Depreciation, including adjustment of service life for the Tolk generating station
 
3.6

Rate case expenses
 
1.1

Other, net
 
0.4

Requested rate increase
 
$
41.4



Key dates in the procedural schedule are as follows:

Deadline for settlement — Feb. 28, 2017;
Staff and intervenor testimony — April 14, 2017;
Rebuttal testimony — May 3, 2017;
Hearings — May 15, 2017; and
An NMPRC decision and implementation of final rates is anticipated in the second half of 2017.

Pending Regulatory Proceedings — FERC

MISO ROE Complaints/ROE Adder — In November 2013, a group of customers filed a complaint at the FERC against MISO TOs, including NSP-Minnesota and NSP-Wisconsin. The complaint argued for a reduction in the ROE in transmission formula rates in the MISO region from 12.38 percent to 9.15 percent, a prohibition on capital structures in excess of 50 percent equity, and the removal of ROE adders (including those for RTO membership and for being an independent transmission company), effective Nov. 12, 2013.

In December 2015, an ALJ initial decision recommended the FERC approve a ROE of 10.32 percent, which the FERC upheld in an order issued on Sept. 28, 2016. This ROE is applicable for the 15 month refund period from Nov. 12, 2013 to Feb. 11, 2015, and prospectively from the date of the FERC order.

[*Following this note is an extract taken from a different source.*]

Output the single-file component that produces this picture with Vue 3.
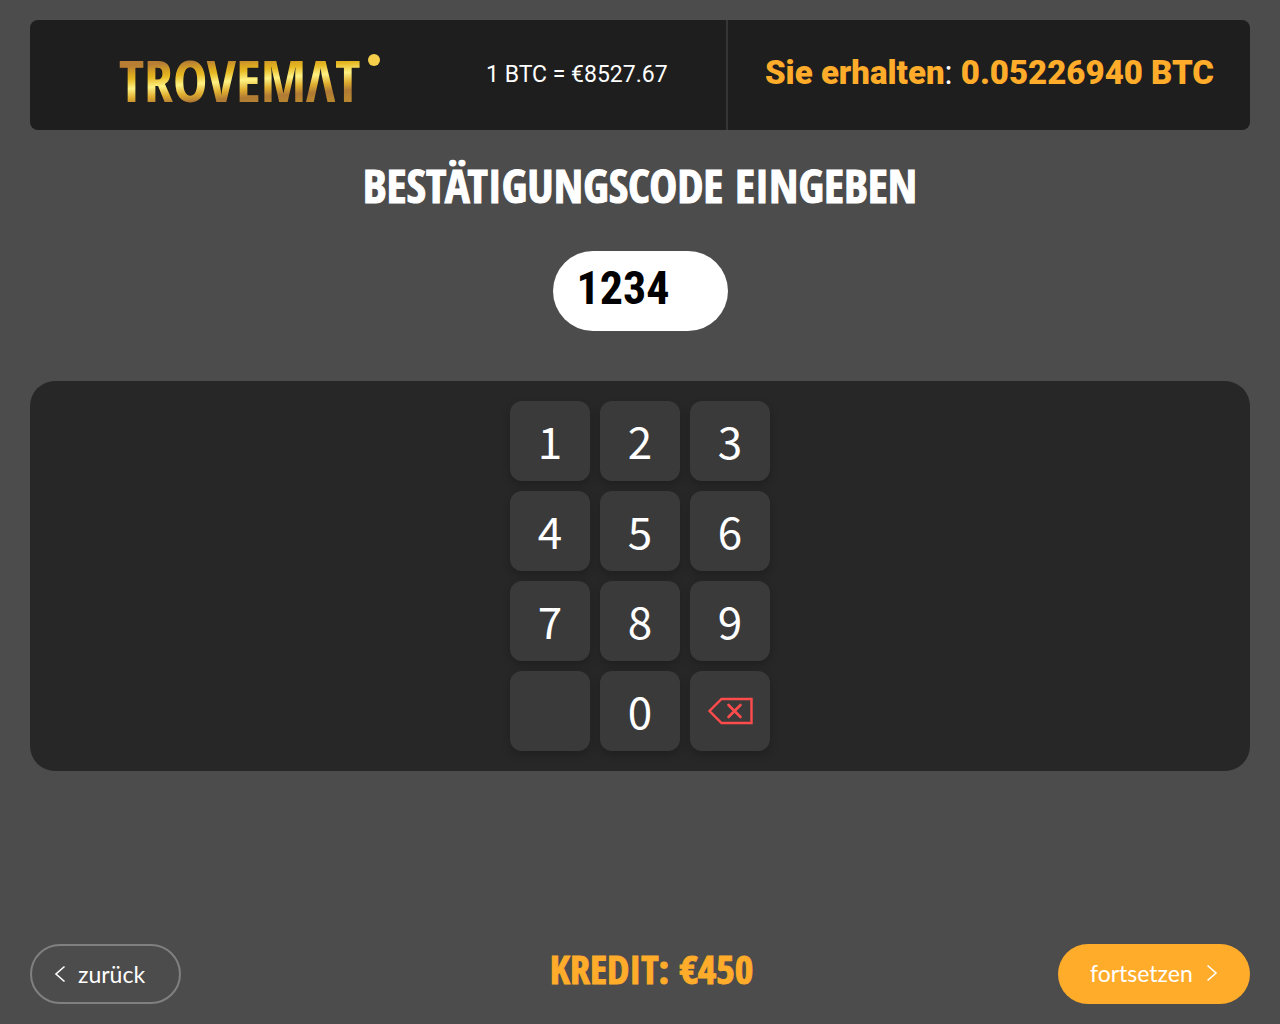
<script setup>
import { ref } from 'vue'

const code = ref('1234')
const keys = ['1', '2', '3', '4', '5', '6', '7', '8', '9', '', '0']

function press(key) {
  if (key && code.value.length < 6) code.value += key
}

function erase() {
  code.value = code.value.slice(0, -1)
}
</script>

<template>
  <div class="page">
    <header class="topbar">
      <div class="brand">
        <svg class="logo" width="262" height="56" viewBox="0 0 262 56" role="img" aria-label="Trovemat">
          <defs>
            <linearGradient id="gold" gradientUnits="userSpaceOnUse" x1="118" y1="-10" x2="124" y2="70">
              <stop offset="0.2" stop-color="#b87f34" />
              <stop offset="0.3" stop-color="#d9a521" />
              <stop offset="0.36" stop-color="#e6b822" />
              <stop offset="0.48" stop-color="#fff283" />
              <stop offset="0.6" stop-color="#e0ae30" />
              <stop offset="0.7" stop-color="#b07a34" />
              <stop offset="0.8" stop-color="#b8862f" />
            </linearGradient>
          </defs>
          <text class="wordmark" x="-1" y="50" fill="url(#gold)">TROVEMΛT</text>
          <circle cx="254" cy="8" r="6" fill="#f5cf4a" />
        </svg>
      </div>
      <p class="rate">1 BTC = €8527.67</p>
      <p class="receive"><b>Sie erhalten</b>: <b>0.05226940 BTC</b></p>
    </header>

    <main class="content">
      <h1 class="title"><label for="code">BESTÄTIGUNGSCODE EINGEBEN</label></h1>
      <input id="code" v-model="code" class="code" type="text" inputmode="numeric" maxlength="6" />
      <section class="pad">
        <div class="keys">
          <button v-for="key in keys" :key="key" class="key" type="button" @click="press(key)">{{ key }}</button>
          <button class="key erase" type="button" aria-label="Löschen" @click="erase">
            <svg width="46" height="28" viewBox="0 0 46 28" fill="none" stroke="#ff4b4b">
              <path d="M14.5 2H44.5V26H14.5L2.5 14Z" stroke-width="2.4" />
              <path d="M21.5 8L33.5 20M33.5 8L21.5 20" stroke-width="2.6" stroke-linecap="round" />
            </svg>
          </button>
        </div>
      </section>
    </main>

    <footer class="actions">
      <button class="btn back" type="button">
        <svg width="12" height="18" viewBox="0 0 12 18" fill="none" stroke="currentColor" stroke-width="1.6">
          <path d="M10.5 1.5L2 9L10.5 16.5" />
        </svg>
        zurück
      </button>
      <p class="credit">KREDIT: €450</p>
      <button class="btn next" type="button">
        fortsetzen
        <svg width="12" height="18" viewBox="0 0 12 18" fill="none" stroke="currentColor" stroke-width="1.6">
          <path d="M1.5 1.5L10 9L1.5 16.5" />
        </svg>
      </button>
    </footer>
  </div>
</template>

<style>
body {
  margin: 0;
  background: #4c4c4c;
}
</style>

<style scoped>
.page {
  box-sizing: border-box;
  min-height: 100vh;
  padding: 20px 30px;
  display: flex;
  flex-direction: column;
  background: #4c4c4c;
  color: #fff;
  font-family: Lato, "Noto Sans", sans-serif;
}

p,
h1 {
  margin: 0;
}

button,
input {
  border: 0;
  font-family: inherit;
  color: inherit;
}

.topbar {
  display: grid;
  grid-template-columns: 396px 1fr 524px;
  height: 110px;
  border-radius: 8px;
  background: #1e1e1e;
  font-family: Roboto, sans-serif;
}

.brand {
  padding: 32px 0 0 90px;
}

.logo {
  display: block;
  overflow: visible;
}

.wordmark {
  font-family: "Open Sans Condensed", "Roboto Condensed", sans-serif;
  font-size: 58px;
  font-weight: 700;
}

.rate {
  padding: 40px 0 0 60px;
  font-size: 23px;
  line-height: 30px;
  white-space: nowrap;
}

.receive {
  border-left: 2px solid #353535;
  padding: 33px 36px 0 0;
  font-size: 33px;
  line-height: 40px;
  text-align: right;
  white-space: nowrap;
}

.receive b {
  color: #ffac2b;
  font-weight: 900;
}

.content {
  flex: 1;
  display: flex;
  flex-direction: column;
  align-items: center;
}

.title,
.credit {
  font-family: "Open Sans Condensed", "Roboto Condensed", sans-serif;
  font-weight: 700;
  white-space: nowrap;
  -webkit-text-stroke: 1px currentColor;
}

.title {
  padding: 25px 0 1px;
  font-size: 47px;
  line-height: 60px;
}

.code {
  box-sizing: border-box;
  width: 175px;
  height: 80px;
  margin-top: 35px;
  padding: 0 24px 6px;
  border-radius: 40px;
  background: #fff;
  color: #000;
  font-family: "Roboto Condensed", Roboto, sans-serif;
  font-size: 46px;
  font-weight: 700;
}

.pad {
  align-self: stretch;
  margin-top: 50px;
  padding: 20px;
  border-radius: 25px;
  background: #272727;
}

.keys {
  display: grid;
  grid-template-columns: repeat(3, 80px);
  gap: 10px;
  justify-content: center;
}

.key {
  display: flex;
  align-items: center;
  justify-content: center;
  height: 80px;
  padding: 0 0 2px;
  border-radius: 12px;
  background: #3a3a3a;
  box-shadow: 0 4px 8px rgba(0, 0, 0, 0.2);
  font-family: "Noto Sans CJK SC", sans-serif;
  font-size: 44px;
  line-height: 60px;
}

.erase {
  padding: 0;
}

.actions {
  display: flex;
  align-items: center;
  justify-content: space-between;
}

.btn {
  box-sizing: border-box;
  display: flex;
  align-items: center;
  height: 60px;
  border-radius: 30px;
  font-size: 23px;
}

.back {
  width: 151px;
  padding: 0 22px;
  gap: 12px;
  border: 2px solid #808080;
  background: transparent;
}

.credit {
  padding: 0 0 10px 64px;
  color: #ffac2b;
  font-size: 40px;
  line-height: 48px;
}

.next {
  width: 192px;
  padding: 0 32px 2px;
  justify-content: space-between;
  background: #ffac2b;
}
</style>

The total prospective ROE is 10.82 percent, which includes a previously approved 50 basis point adder for RTO membership.

In February 2015, a second complaint seeking to reduce the MISO region ROE from 12.38 percent to 8.67 percent prior to any adder was filed, which the FERC set for hearings, resulting in a second period of potential refund from Feb. 12, 2015 to May 11, 2016. The MPUC, NDPSC, SDPUC and the DOC joined a joint complainant/intervenor initial brief recommending an ROE of approximately 8.81 percent. FERC staff recommended a ROE of 8.78 percent. The MISO TOs recommended a ROE of 10.92 percent. On June 30, 2016, the ALJ recommended a ROE of 9.7 percent, the midpoint of the upper half of the discounted cash flow range. A FERC decision is expected later in 2017.

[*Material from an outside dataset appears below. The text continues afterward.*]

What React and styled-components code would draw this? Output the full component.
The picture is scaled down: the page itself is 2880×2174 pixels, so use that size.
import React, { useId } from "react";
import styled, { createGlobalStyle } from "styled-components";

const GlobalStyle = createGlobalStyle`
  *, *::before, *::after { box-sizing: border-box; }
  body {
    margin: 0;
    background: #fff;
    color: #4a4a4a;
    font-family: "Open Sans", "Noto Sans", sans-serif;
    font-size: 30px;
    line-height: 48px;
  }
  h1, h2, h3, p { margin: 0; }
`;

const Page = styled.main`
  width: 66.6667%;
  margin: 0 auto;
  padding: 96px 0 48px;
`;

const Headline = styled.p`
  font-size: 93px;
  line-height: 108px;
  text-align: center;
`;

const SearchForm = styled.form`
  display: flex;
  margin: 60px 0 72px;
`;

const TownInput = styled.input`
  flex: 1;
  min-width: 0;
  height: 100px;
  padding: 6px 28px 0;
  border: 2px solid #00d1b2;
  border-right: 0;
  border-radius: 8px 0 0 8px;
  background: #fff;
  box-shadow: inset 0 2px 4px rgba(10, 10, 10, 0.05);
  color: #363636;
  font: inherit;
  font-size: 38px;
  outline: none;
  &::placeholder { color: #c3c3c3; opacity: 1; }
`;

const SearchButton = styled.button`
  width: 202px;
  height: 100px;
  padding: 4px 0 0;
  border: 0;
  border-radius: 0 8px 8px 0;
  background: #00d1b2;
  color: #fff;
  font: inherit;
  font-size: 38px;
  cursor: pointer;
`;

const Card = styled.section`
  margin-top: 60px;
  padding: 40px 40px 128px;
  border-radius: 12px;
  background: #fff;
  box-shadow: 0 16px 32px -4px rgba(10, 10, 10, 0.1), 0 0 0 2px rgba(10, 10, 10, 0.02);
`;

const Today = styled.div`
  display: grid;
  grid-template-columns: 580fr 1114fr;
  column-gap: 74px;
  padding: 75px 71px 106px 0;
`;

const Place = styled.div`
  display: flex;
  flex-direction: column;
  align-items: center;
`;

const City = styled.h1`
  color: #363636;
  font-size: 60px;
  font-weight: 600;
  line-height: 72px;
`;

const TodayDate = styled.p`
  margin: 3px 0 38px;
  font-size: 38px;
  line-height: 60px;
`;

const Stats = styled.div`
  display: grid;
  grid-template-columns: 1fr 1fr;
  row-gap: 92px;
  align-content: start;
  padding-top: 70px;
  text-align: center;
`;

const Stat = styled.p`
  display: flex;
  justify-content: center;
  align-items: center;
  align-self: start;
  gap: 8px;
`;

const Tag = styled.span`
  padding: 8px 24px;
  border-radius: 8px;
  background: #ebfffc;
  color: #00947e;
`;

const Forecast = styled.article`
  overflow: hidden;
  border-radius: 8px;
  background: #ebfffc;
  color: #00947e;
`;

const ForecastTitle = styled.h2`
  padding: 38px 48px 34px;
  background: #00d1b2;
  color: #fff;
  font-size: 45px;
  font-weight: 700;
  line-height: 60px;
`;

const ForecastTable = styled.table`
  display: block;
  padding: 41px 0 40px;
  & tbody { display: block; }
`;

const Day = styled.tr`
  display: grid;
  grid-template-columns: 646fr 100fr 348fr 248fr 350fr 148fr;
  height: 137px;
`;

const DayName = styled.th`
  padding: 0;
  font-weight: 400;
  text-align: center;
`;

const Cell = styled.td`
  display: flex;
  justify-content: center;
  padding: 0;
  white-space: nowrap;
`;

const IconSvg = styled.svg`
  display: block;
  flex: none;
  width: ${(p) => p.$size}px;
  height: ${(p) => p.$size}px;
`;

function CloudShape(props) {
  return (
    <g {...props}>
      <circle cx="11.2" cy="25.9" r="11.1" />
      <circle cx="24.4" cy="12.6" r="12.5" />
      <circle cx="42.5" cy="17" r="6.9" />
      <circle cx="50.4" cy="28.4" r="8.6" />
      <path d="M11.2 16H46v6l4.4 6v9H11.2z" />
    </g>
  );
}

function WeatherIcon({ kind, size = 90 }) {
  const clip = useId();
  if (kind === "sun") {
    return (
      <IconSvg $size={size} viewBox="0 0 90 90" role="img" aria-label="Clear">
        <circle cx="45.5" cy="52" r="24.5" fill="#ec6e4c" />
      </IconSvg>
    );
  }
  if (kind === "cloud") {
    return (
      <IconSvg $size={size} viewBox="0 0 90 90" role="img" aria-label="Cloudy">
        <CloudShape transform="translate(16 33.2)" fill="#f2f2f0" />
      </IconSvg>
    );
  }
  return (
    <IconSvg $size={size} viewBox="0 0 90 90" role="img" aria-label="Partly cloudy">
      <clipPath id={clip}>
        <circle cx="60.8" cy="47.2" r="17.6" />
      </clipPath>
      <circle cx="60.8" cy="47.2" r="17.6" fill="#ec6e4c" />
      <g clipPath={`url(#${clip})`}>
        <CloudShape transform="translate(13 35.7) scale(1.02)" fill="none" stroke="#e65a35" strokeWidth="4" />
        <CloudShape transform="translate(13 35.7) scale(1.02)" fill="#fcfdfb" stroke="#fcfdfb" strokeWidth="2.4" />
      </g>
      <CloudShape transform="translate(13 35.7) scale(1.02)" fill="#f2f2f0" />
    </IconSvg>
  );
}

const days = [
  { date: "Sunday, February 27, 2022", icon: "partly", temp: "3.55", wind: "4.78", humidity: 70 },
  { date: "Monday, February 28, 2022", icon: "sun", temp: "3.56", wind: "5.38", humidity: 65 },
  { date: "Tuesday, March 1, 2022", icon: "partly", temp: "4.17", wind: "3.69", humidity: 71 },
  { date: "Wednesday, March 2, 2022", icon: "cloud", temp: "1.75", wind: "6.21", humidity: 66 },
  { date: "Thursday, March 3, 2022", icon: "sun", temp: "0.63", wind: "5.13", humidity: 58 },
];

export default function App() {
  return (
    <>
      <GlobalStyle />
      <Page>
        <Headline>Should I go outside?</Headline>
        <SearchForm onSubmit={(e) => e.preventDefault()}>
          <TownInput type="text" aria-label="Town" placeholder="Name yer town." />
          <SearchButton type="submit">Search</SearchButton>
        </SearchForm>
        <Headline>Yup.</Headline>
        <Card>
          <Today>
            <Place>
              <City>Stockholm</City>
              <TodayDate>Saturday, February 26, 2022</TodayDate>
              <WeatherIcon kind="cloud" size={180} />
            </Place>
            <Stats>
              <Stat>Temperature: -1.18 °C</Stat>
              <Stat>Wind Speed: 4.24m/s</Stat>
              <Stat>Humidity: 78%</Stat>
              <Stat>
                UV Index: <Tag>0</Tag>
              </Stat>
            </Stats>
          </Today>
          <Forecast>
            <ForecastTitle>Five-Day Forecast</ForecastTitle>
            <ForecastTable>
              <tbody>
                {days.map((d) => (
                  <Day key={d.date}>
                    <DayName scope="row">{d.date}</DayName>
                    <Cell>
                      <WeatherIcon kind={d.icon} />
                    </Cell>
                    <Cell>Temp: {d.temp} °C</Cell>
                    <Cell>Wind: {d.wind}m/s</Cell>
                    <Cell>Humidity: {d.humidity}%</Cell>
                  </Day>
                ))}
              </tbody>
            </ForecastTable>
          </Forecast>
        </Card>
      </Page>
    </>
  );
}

As of Dec. 31, 2016, NSP-Minnesota has recognized a current liability for the Nov. 12, 2013 to Feb. 11, 2015 complaint period based on the 10.32 percent ROE provided in the FERC order, as well as a current liability representing the best estimate of the final ROE for the second complaint period.

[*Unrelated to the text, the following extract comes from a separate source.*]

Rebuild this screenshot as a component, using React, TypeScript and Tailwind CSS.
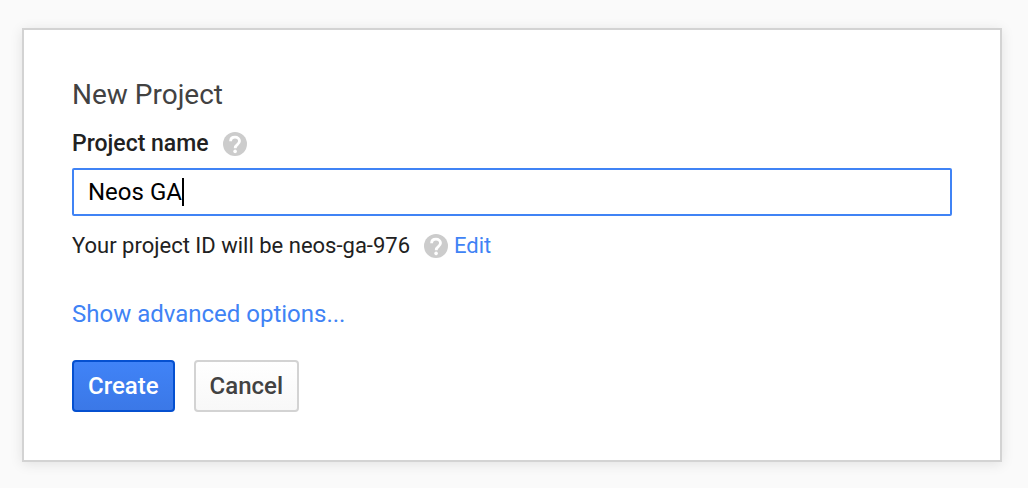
import { useId, useState } from "react";

function HelpButton({ label }: { label: string }) {
  return (
    <button type="button" aria-label={label} className="size-6 shrink-0">
      <svg viewBox="0 0 24 24" className="size-6" fill="none">
        <circle cx="12" cy="12" r="12" fill="#cccccc" />
        <path d="M7.600 9.200C7.600 6.700 9.500 5.200 12 5.200s4.500 1.500 4.500 3.900c0 1.700-.9 2.600-2.200 3.600-1.500 1.100-2.100 1.700-2.100 3.500" stroke="#ffffff" strokeWidth="2.800" />
        <circle cx="12.100" cy="19.400" r="1.800" fill="#ffffff" />
      </svg>
    </button>
  );
}

export default function App() {
  const nameId = useId();
  const [name, setName] = useState("Neos GA");

  return (
    <main className="min-h-screen bg-[#fafafa] px-[22px] pt-7 pb-6 font-['Roboto',sans-serif] text-[#212121]">
      <form
        onSubmit={(event) => event.preventDefault()}
        className="mr-1 border-2 border-[#d3d3d3] bg-white p-12 shadow-[0_2px_12px_rgba(0,0,0,0.1)]"
      >
        <h1 className="text-[28px] leading-[34px] text-[#424242]">New Project</h1>
        <div className="mt-5 flex h-6 items-center gap-3.5">
          <label htmlFor={nameId} className="text-[23px] leading-[26px] font-medium">
            Project name
          </label>
          <HelpButton label="About project names" />
        </div>
        <div className="relative mt-3">
          <input
            id={nameId}
            type="text"
            value={name}
            onChange={(event) => setName(event.target.value)}
            className="block h-12 w-full rounded-[2px] border-2 border-[#4083f5] bg-white px-3.5 text-2xl text-black outline-none"
          />
          <span aria-hidden="true" className="pointer-events-none absolute top-2.5 left-[110px] h-7 w-0.5 bg-black" />
        </div>
        <div className="mt-[18px] flex h-6 items-center text-[22px] leading-[26px]">
          <p className="mr-3.5">Your project ID will be neos-ga-976</p>
          <HelpButton label="About project IDs" />
          <a href="#edit" className="ml-1.5 text-[#4083f5]">Edit</a>
        </div>
        <a href="#advanced" className="mt-10 block w-fit text-2xl text-[#4083f5]">
          Show advanced options...
        </a>
        <div className="mt-[30px] flex gap-[19px]">
          <button type="submit" className="h-[52px] rounded-sm border-2 border-[#0550d0] bg-linear-to-b from-[#4083f7] to-[#3b78e7] px-3.5 text-2xl font-medium text-white">
            Create
          </button>
          <button type="button" className="h-[52px] rounded-sm border-2 border-[#d3d3d3] bg-linear-to-b from-white to-[#f8f8f8] px-3.5 text-2xl font-medium text-[#424242]">
            Cancel
          </button>
        </div>
      </form>
    </main>
  );
}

SPP Open Access Transmission Tariff (OATT) Upgrade Costs — Under the SPP OATT, costs of participant-funded, or “sponsored,” transmission upgrades may be recovered, in part, from other SPP customers whose transmission service depends on capacity enabled by the upgrade.  The SPP OATT has allowed SPP to collect charges since 2008, but SPP had not been charging its customers any amounts attributable to these upgrades. 

In April 2016, SPP filed a request with the FERC for a waiver that would allow SPP to recover the charges not billed since 2008.  The FERC approved the waiver request in July 2016.  SPS and certain other parties requested rehearing of the FERC order.  Amounts due to SPP are expected to be paid over a five-year period commencing November 2016 under an optional payment plan that was approved by the FERC in September 2016 and elected by SPS in October 2016. In October 2016, SPS filed applications for deferred accounting and future recovery of related costs in Texas and New Mexico. In November 2016, SPP billed SPS a net amount, for the period from 2008 through August 2016, of $12.8 million for these charges. In December 2016, SPS’ New Mexico application was consolidated with its base rate case and SPS’ Texas application was referred to the ALJ for hearing. A decision is expected in the first half of 2017. SPS anticipates these costs will be recoverable through regulatory mechanisms.